Example Tactic: Offer bonus loyalty points or exclusive rewards for customers who make purchases online and redeem them in-store, or vice versa. Additionally, provide incentives for customers to engage with both channels, such as double points for cross-channel purchases or exclusive access to in-store events for online loyalty program members.
One of the brands who is great at this strategy is Sephora. They ask you to review their store experience, review the products and send online receipt. Their Beauty Insider program seamlessly bridges offline and online shopping experiences by offering rewards, personalized recommendations, and exclusive perks to customers across both channels. And recently, I noticed Swarovski also adopted in same strategy in Singapore.

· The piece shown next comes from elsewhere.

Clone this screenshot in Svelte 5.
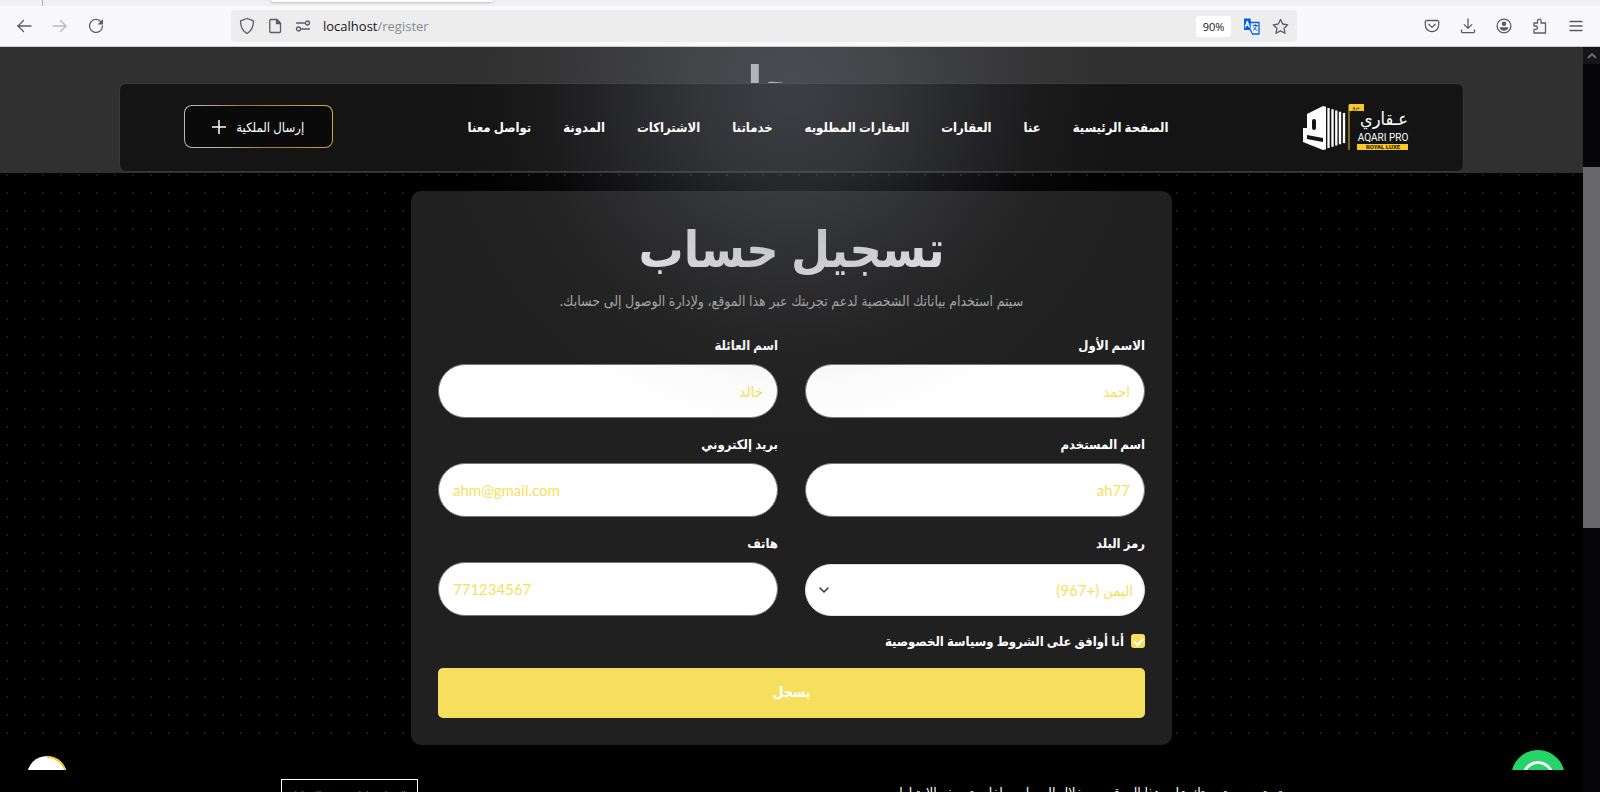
<script>
  const navItems = [
    'الصفحة الرئيسية',
    'عنا',
    'العقارات',
    'العقارات المطلوبه',
    'خدماتنا',
    'الاشتراكات',
    'المدونة',
    'تواصل معنا'
  ];

  const fields = [
    { id: 'first-name', label: 'الاسم الأول', placeholder: 'احمد', type: 'text', dir: 'rtl' },
    { id: 'last-name', label: 'اسم العائلة', placeholder: 'خالد', type: 'text', dir: 'rtl' },
    { id: 'username', label: 'اسم المستخدم', placeholder: 'ah77', type: 'text', dir: 'rtl' },
    { id: 'email', label: 'بريد إلكتروني', placeholder: 'ahm@gmail.com', type: 'email', dir: 'ltr' },
    { id: 'country', label: 'رمز البلد', options: ['اليمن (+967)'] },
    { id: 'phone', label: 'هاتف', placeholder: '771234567', type: 'tel', dir: 'ltr' }
  ];

  let agreed = $state(true);
</script>

<div class="browser">
  <div class="tabs"><span class="tab-line"></span><span class="tab"></span></div>
  <div class="toolbar">
    <div class="tools nav-tools">
      <button aria-label="Back"><svg width="16" height="16" viewBox="0 0 16 16"><path d="M15 8H1.600M7.500 2.500 2 8l5.500 5.500" /></svg></button>
      <button aria-label="Forward" class="off"><svg width="16" height="16" viewBox="0 0 16 16"><path d="M1 8h13.400M8.500 2.500 14 8l-5.500 5.500" /></svg></button>
      <button aria-label="Reload"><svg width="16" height="16" viewBox="0 0 16 16"><path d="M13.200 4A6.500 6.500 0 1 0 14.500 8" /><path d="M15 1v5.500H9.500z" fill="currentColor" stroke="none" /></svg></button>
    </div>
    <div class="address">
      <svg width="16" height="18" viewBox="0 0 16 18"><path d="M8 1.500 1.500 3.800C1.500 9.500 3.500 14 8 16.500c4.500-2.500 6.500-7 6.500-12.700z" /></svg>
      <svg width="16" height="16" viewBox="0 0 16 16"><path d="M3.800 1.500h6l3.700 3.700v8.300a1 1 0 0 1-1 1H3.800a1 1 0 0 1-1-1v-11a1 1 0 0 1 1-1z" /><path d="M9.500 1.500v4h4z" fill="currentColor" /></svg>
      <svg width="16" height="12" viewBox="0 0 16 12"><circle cx="12.500" cy="3" r="2" /><path d="M1.500 3h8M6.500 9h8" /><circle cx="3.500" cy="9" r="2" /></svg>
      <span class="url" dir="ltr">localhost<span>/register</span></span>
      <span class="zoom">90%</span>
      <svg class="translate" width="17" height="17" viewBox="0 0 17 17"><path d="M1 .5h6.500L9 12H1z" fill="#0060df" stroke="none" /><path d="M8 4.500h8v11.500H9.500L7.500 12" fill="#f0f6ff" stroke="#0060df" /><path d="m2.300 9 2-5.500 2 5.500M3 7.200h2.700" stroke="#fff" /><path d="M10 7.500h4.500M12.200 6.500v1M13.500 7.500c-.5 2.500-2 4-3 4.700M10.800 9.500c.8 1.500 2 2.400 3.200 2.700" stroke="#0060df" stroke-width="1" /></svg>
      <svg width="17" height="17" viewBox="0 0 17 17"><path d="m8.500 1.500 2.200 4.500 5 .8-3.600 3.500.9 5-4.500-2.400L4 15.300l.9-5L1.300 6.800l5-.8z" /></svg>
    </div>
    <div class="tools side-tools">
      <button aria-label="Pocket"><svg width="16" height="16" viewBox="0 0 16 16"><path d="M2.500 2.500h11a1.200 1.200 0 0 1 1.200 1.200V7a6.700 6.700 0 0 1-13.400 0V3.700a1.200 1.200 0 0 1 1.200-1.200zM4.700 6.300 8 9.400l3.300-3.100" /></svg></button>
      <button aria-label="Downloads"><svg width="16" height="16" viewBox="0 0 16 16"><path d="M8 .8v9.400M4.200 6.600 8 10.400l3.800-3.800M1.500 12v1.400a1.200 1.200 0 0 0 1.200 1.200h10.600a1.200 1.200 0 0 0 1.200-1.200V12" /></svg></button>
      <button aria-label="Account"><svg width="16" height="16" viewBox="0 0 16 16"><circle cx="8" cy="8" r="6.900" /><circle cx="8" cy="5.800" r="2.300" fill="currentColor" stroke="none" /><path d="M3.800 9.200h8.400c0 2-2 3.600-4.200 3.600S3.800 11.200 3.800 9.200z" fill="currentColor" stroke="none" /></svg></button>
      <button aria-label="Extensions"><svg width="16" height="16" viewBox="0 0 16 16"><path d="M2 5h3.500V3a1.800 1.800 0 0 1 3.600 0v2h4.400v10H2v-3.700h1.800a1.600 1.600 0 0 0 0-3.300H2z" /></svg></button>
      <button aria-label="Menu"><svg width="16" height="16" viewBox="0 0 16 16"><path d="M2 3.500h12M2 8h12M2 12.500h12" /></svg></button>
    </div>
  </div>

  <div class="viewport">
    <div class="page" dir="rtl">
      <section class="band">
        <h1>يسجل</h1>
        <header>
          <a class="logo" href="/" aria-label="Aqari Pro">
            <svg width="106" height="48" viewBox="0 0 106 48">
              <path d="M4 10 20 2v44L0 38V24h4z" fill="#fff" />
              <rect x="9" y="15" width="4" height="11" rx="2" fill="#141414" />
              <path d="M4 31l16 3v4L4 35z" fill="#141414" />
              <path d="M20 2l3 .8v42.400l-3 .8z" fill="#fff" />
              <path d="M25.500 4v40M29.500 5.300v37.400M33.300 6.500v35M37 7.800v32.400M41 9v30" stroke="#fff" stroke-width="2.300" fill="none" />
              <path d="M46 1v45" stroke="#a8851d" stroke-width="1.500" />
              <rect x="46" y="0" width="15" height="7" fill="#fbc927" />
              <text class="flag" x="53" y="5">برو</text>
              <text class="arabic" x="81" y="21">عـقاري</text>
              <text class="latin" x="80" y="37">AQARI PRO</text>
              <rect x="54" y="40" width="51" height="6" fill="#fbc927" />
              <text class="strip" x="80" y="45">ROYAL LUXE</text>
            </svg>
          </a>
          <nav>
            {#each navItems as item}
              <a href="/">{item}</a>
            {/each}
          </nav>
          <a class="submit-property" href="/">
            إرسال الملكية
            <svg width="14" height="14" viewBox="0 0 14 14"><path d="M7 0v14M0 7h14" stroke="#fff" stroke-width="1.500" /></svg>
          </a>
        </header>
      </section>

      <main>
        <form onsubmit={(e) => e.preventDefault()}>
          <h2>تسجيل حساب</h2>
          <p>سيتم استخدام بياناتك الشخصية لدعم تجربتك عبر هذا الموقع، ولإدارة الوصول إلى حسابك.</p>
          <div class="grid">
            {#each fields as f}
              <div class="field">
                <label for={f.id}>{f.label}</label>
                {#if f.options}
                  <div class="select">
                    <select id={f.id}>
                      {#each f.options as o}<option>{o}</option>{/each}
                    </select>
                    <svg width="12" height="8" viewBox="0 0 12 8"><path d="m2 2 4 4 4-4" /></svg>
                  </div>
                {:else}
                  <input id={f.id} type={f.type} dir={f.dir} placeholder={f.placeholder} />
                {/if}
              </div>
            {/each}
          </div>
          <label class="agree">
            <input type="checkbox" bind:checked={agreed} />
            <span>أنا أوافق على الشروط وسياسة الخصوصية</span>
          </label>
          <button class="register">يسجل</button>
        </form>
      </main>

      <div class="glow"></div>

      <button class="float top" aria-label="Back to top">
        <svg width="40" height="40" viewBox="0 0 40 40"><circle cx="20" cy="20" r="20" fill="#fff" /><path d="M20 1a19 19 0 0 1 19 19" fill="none" stroke="#fbc52c" stroke-width="2" /></svg>
      </button>
      <a class="float chat" href="/" aria-label="WhatsApp">
        <svg width="54" height="54" viewBox="0 0 54 54"><circle cx="27" cy="27" r="27" fill="#25d366" /><circle cx="27" cy="27" r="14.500" fill="none" stroke="#fff" stroke-width="3" /><path d="M21 20c2-1 3 3 2 5 1 3 3 5 6 6 2-2 6 0 4 3-6 4-16-6-12-14z" fill="#fff" /></svg>
      </a>

      <div class="cookies">
        <div>
          <span>سيتم تحسين تجربتك على هذا الموقع من خلال السماح بملفات تعريف الارتباط</span>
          <button>السماح بملفات تعريف الارتباط</button>
        </div>
      </div>
    </div>
    <div class="scrollbar">
      <span class="arrow"><svg width="10" height="6" viewBox="0 0 10 6"><path d="m1 5 4-4 4 4" /></svg></span>
      <span class="thumb"></span>
    </div>
  </div>
</div>

<style>
  :global(body) {
    background: #000;
  }
  .browser,
  .browser :global(*) {
    box-sizing: border-box;
  }
  .browser {
    display: flex;
    flex-direction: column;
    height: 100vh;
    overflow: hidden;
    font-family: Lato, 'DejaVu Sans Condensed', 'DejaVu Sans', sans-serif;
  }
  button,
  input,
  select {
    font-family: inherit;
  }
  a {
    color: inherit;
    text-decoration: none;
  }

  /* browser chrome */
  .tabs {
    flex: none;
    display: flex;
    height: 6px;
    background: #f0f0f4;
  }
  .tab-line {
    width: 43px;
    border-right: 1px solid #aeaeb6;
  }
  .tab {
    width: 222px;
    height: 2px;
    margin-left: 228px;
    background: #fff;
    border-radius: 0 0 4px 4px;
    box-shadow: 0 0 3px #80808e;
  }
  .toolbar {
    flex: none;
    display: flex;
    align-items: center;
    height: 41px;
    color: #5b5b66;
    background: #f9f9fb;
    border-bottom: 1px solid #ccc;
  }
  .toolbar svg {
    flex: none;
    fill: none;
    stroke: currentColor;
    stroke-width: 1.3;
    stroke-linecap: round;
    stroke-linejoin: round;
  }
  .tools {
    display: flex;
    gap: 20px;
  }
  .tools button {
    display: flex;
    padding: 0;
    color: inherit;
    background: none;
    border: 0;
  }
  .nav-tools {
    width: 231px;
    padding-left: 16px;
  }
  .off {
    opacity: 0.4;
  }
  .side-tools {
    width: 303px;
    justify-content: flex-end;
    padding-right: 16px;
  }
  .address {
    flex: 1;
    display: flex;
    align-items: center;
    gap: 12px;
    height: 32px;
    padding: 0 8px;
    background: #ededee;
    border-radius: 4px;
  }
  .url {
    flex: 1;
    font: 13px 'Open Sans', sans-serif;
    color: #15141a;
  }
  .url span {
    color: #8a8a90;
  }
  .zoom {
    width: 35px;
    font: 11px/21px 'Open Sans', sans-serif;
    text-align: center;
    color: #15141a;
    background: #fff;
    border-radius: 3px;
  }

  /* page */
  .viewport {
    flex: 1;
    display: flex;
    min-height: 0;
  }
  .page {
    position: relative;
    flex: 1;
    overflow: hidden;
    color: #fff;
    background: #000;
  }
  .band {
    position: relative;
    height: 126px;
    background: #303030;
    overflow: hidden;
  }
  .band h1 {
    margin: 0;
    font-size: 50px;
    line-height: 72px;
    text-align: center;
  }
  header {
    position: absolute;
    top: 36px;
    left: 0;
    right: 0;
    display: flex;
    align-items: center;
    justify-content: space-between;
    width: 85%;
    height: 89px;
    margin: 0 auto;
    padding: 0 54px 2px 64px;
    background: #141414;
    border: 1px solid #383838;
    border-radius: 7px;
  }
  .logo {
    display: flex;
    padding-top: 2px;
  }
  .logo text {
    text-anchor: middle;
    fill: #fff;
  }
  .logo .flag {
    font-size: 6px;
    fill: #141414;
  }
  .logo .arabic {
    font-size: 18px;
  }
  .logo .latin {
    font: 10px Roboto, sans-serif;
  }
  .logo .strip {
    font: bold 6px Roboto, sans-serif;
    fill: #141414;
  }
  nav {
    position: relative;
    z-index: 1;
    display: flex;
    gap: 32px;
    font-size: 13px;
    font-weight: 700;
    white-space: nowrap;
  }
  .submit-property {
    display: flex;
    align-items: center;
    justify-content: center;
    gap: 10px;
    width: 149px;
    height: 43px;
    font-size: 13px;
    border: 1px solid transparent;
    border-radius: 8px;
    background:
      linear-gradient(#0a0a0a, #0a0a0a) padding-box,
      linear-gradient(60deg, #b5b5bd 20%, #a07a2a 50%, #d9ae45) border-box;
  }
  main {
    padding-top: 18px;
    background: #000 radial-gradient(circle at 14px 2px, #1c1c1c 1px, transparent 1px) 11px 0 / 18px 18px;
  }
  form {
    max-width: 761px;
    margin: 0 auto;
    padding: 29px 27px 27px;
    background: #202020;
    border-radius: 10px;
  }
  h2 {
    margin: 0;
    font-size: 50px;
    line-height: 56px;
    text-align: center;
    color: #ececec;
  }
  form p {
    margin: 15px 0 24px;
    font-size: 14px;
    line-height: 20px;
    text-align: center;
    color: #aaa;
  }
  .grid {
    display: grid;
    grid-template-columns: 1fr 1fr;
    column-gap: 27px;
    row-gap: 16px;
  }
  .field {
    display: flex;
    flex-direction: column;
    justify-content: space-between;
    height: 83px;
  }
  label {
    font-size: 13px;
    line-height: 20px;
    font-weight: 700;
  }
  .field input,
  select {
    width: 100%;
    height: 54px;
    padding: 0 14px;
    font-size: 15px;
    color: #f7df5e;
    background: #fff;
    border: 1px solid #777;
    border-radius: 27px;
    outline: 0;
  }
  .field input::placeholder {
    color: #f7df5e;
    opacity: 1;
  }
  .select {
    position: relative;
  }
  select {
    display: block;
    height: 52px;
    padding: 0 11px;
    border-color: #dee2e6;
    appearance: none;
  }
  .select svg {
    position: absolute;
    left: 13px;
    top: 22px;
    fill: none;
    stroke: #343a40;
    stroke-width: 1.6;
    stroke-linecap: round;
    stroke-linejoin: round;
  }
  .agree {
    display: flex;
    align-items: center;
    gap: 7px;
    margin: 15px 0 17px;
  }
  .agree input {
    width: 14px;
    height: 14px;
    margin: 0;
    appearance: none;
    border-radius: 3px;
    background: #f7df5e;
    display: grid;
    place-items: center;
  }
  .agree input:checked::before {
    content: '';
    width: 7px;
    height: 4px;
    border: solid #fff;
    border-width: 0 0 2px 2px;
    transform: rotate(-45deg);
  }
  .register {
    display: block;
    width: 100%;
    height: 50px;
    padding: 0 0 4px;
    font-size: 14px;
    font-weight: 700;
    color: #fff;
    background: #f7df5e;
    border: 0;
    border-radius: 5px;
  }
  .glow {
    position: absolute;
    inset: 0;
    pointer-events: none;
    background: radial-gradient(
      circle 350px at 50% 38px,
      rgba(98, 100, 110, 0.54),
      rgba(98, 100, 110, 0.4) 28%,
      rgba(98, 100, 110, 0.25) 48%,
      rgba(98, 100, 110, 0.08) 72%,
      rgba(98, 100, 110, 0.03) 86%,
      transparent
    );
  }
  .float {
    position: absolute;
    padding: 0;
    background: none;
    border: 0;
  }
  .float svg {
    display: block;
  }
  .top {
    left: 27px;
    bottom: -4px;
  }
  .chat {
    right: 18px;
    bottom: -12px;
  }
  .cookies {
    position: absolute;
    left: 0;
    right: 0;
    bottom: 0;
    height: 22px;
    padding: 9px 5px 0 0;
    background: #000;
    overflow: hidden;
  }
  .cookies div {
    display: flex;
    justify-content: space-between;
    max-width: 1016px;
    margin: 0 auto;
  }
  .cookies span {
    font-size: 14px;
    line-height: 28px;
  }
  .cookies button {
    width: 137px;
    height: 36px;
    padding: 0 0 4px;
    font-size: 10px;
    color: #888;
    background: #000;
    border: 1px solid #fff;
    white-space: nowrap;
  }
  .scrollbar {
    flex: none;
    width: 17px;
    background: #060608;
  }
  .arrow {
    display: flex;
    align-items: center;
    justify-content: center;
    height: 17px;
    background: #151517;
  }
  .arrow path {
    fill: none;
    stroke: #68686a;
    stroke-width: 2;
  }
  .thumb {
    display: block;
    height: 361px;
    margin-top: 103px;
    background: #68686a;
  }
</style>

Another great example is Starbucks' mobile app, which seamlessly integrates the offline coffeehouse experience with online ordering and rewards. Customers can pre-order their favorite drinks through the app, earn rewards points for in-store and online purchases, and enjoy personalized offers based on their past transactions.
Lastly, can't skip mentioning Nike's SNKRS app. Their in-store sneaker releases with the convenience of online shopping, allowing members to reserve and purchase limited-edition sneakers through the app while leveraging augmented reality (AR) experiences.
And example strategies can't By implementing some of these strategies and tactics, you can definitely leverage the power of offline to online attribution to drive sales, enhance customer experiences, and strengthen brand loyalty in today's omnichannel retail landscape.